For Elise LePage, studying physics feeds a deep desire to tease out nature’s unifying principles.

PSI student Elise LePage

Shortly before sunset, Elise LePage unshouldered her heavy backpack and dropped it to the mossy forest floor. Having found a suitable spot to set up camp for the night, she unpacked the simple tarp she used as shelter on her journey.

She knew she was somewhere in Vermont, somewhere along a 430-kilometre path known, fittingly, as the Long Trail. She also knew the remaining daylight would afford some time to read her tattered copy of Kurt Vonnegut’s Breakfast of Champions before darkness enveloped the forest and unveiled a canopy of stars stretched between horizons.

She felt simultaneously connected to the Earth and afloat in the vastness of the universe. That feeling – the sense of a connectivity between all things great and small – had been on her mind. The hike made her feel it in her bones.

It was the summer of 2016, and LePage was barely 20 at the time. She had only recently realized, mostly by accident, that the study of physics could feed her desire to tease out nature’s unifying principles.

She can pinpoint that realization to a single moment. It was during spring break of her second year at Hamilton College in New York and LePage was reading a book loaned to her by a friend: Manjit Kumar’s Quantum: Einstein, Bohr, and the Great Debate About the Nature of Reality.

At the time, LePage was a geoscience major who had only taken an introductory physics class to meet a curriculum requirement. After reading the book, she switched majors. “The book showed me that physics goes beyond the Newtonian mechanics we learned in high school,” recalls LePage, who grew up in Massachusetts. “I’m drawn to fundamental questions.”

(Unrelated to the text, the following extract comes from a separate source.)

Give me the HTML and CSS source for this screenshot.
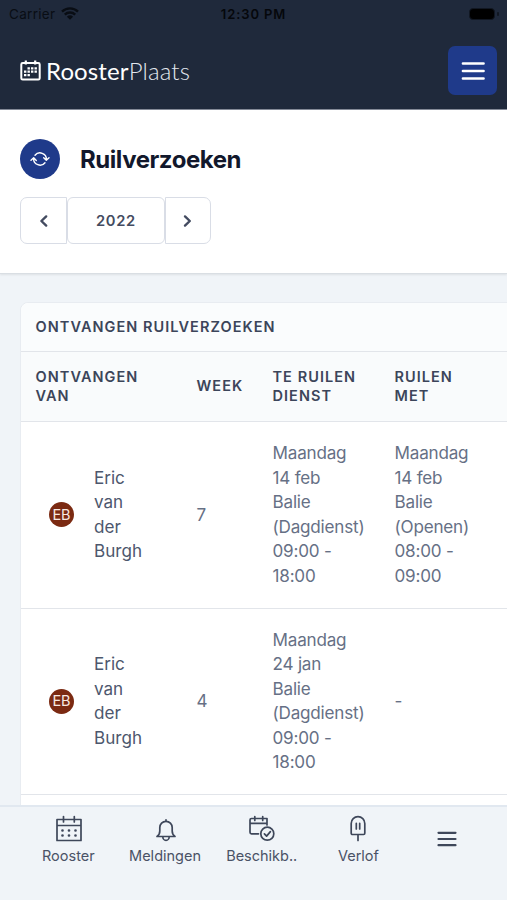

The allure of deep questions inspired her to apply for Perimeter Scholars International (PSI), where she is now earning a master’s degree with a focus on the interplay between pure mathematics and physics. That interplay, she believes, “will shed light on the answers” to some of the most fundamental questions in physics.

“Ideally, I would like to come up with a theory to unify general relativity and quantum mechanics,” she says, half-jokingly.

She realizes that’s a lofty goal – perhaps the loftiest, most sought-after goal of contemporary theoretical physics – but she also believes it is possible, and she wants to play her part.

“I’m not sure I’ll be the one to single-handedly unite the theories,” she clarifies, “because I consider physics to be more of a group effort than that. I’d like to at least make significant contributions in the right direction, though. I’ll hopefully find some pieces of the puzzle.”

Equipping brilliant young minds with the tools they’ll need to solve difficult puzzles – whether as lifetime physicists or in other careers – is the goal of Perimeter Scholars International. Students are encouraged to work tenaciously and collaboratively toward solutions.

LePage and her colleagues in the 10th class of PSI must work together to thrive – not just in the classroom, but as peers on a shared adventure. Some go running together. Some go rock climbing. They cook and eat together, sharing cuisines from their respective home countries. And in between classes, most can be found playing a pattern-recognition card game called Set, often with a competitive zeal bordering on obsession.

They do these things together because theoretical physics is really, really hard. It helps to lean on one another for advice, support, and a sense of unity.

The challenge of it all doesn’t deter LePage. Her ongoing search for unity – whether through complex physics research or camping under the stars – is what keeps her curious, keeps her motivated, keeps her moving.

The path is not always well illuminated, and it is rarely straight. But LePage knows that progress on even the most daunting challenges is made one step at a time.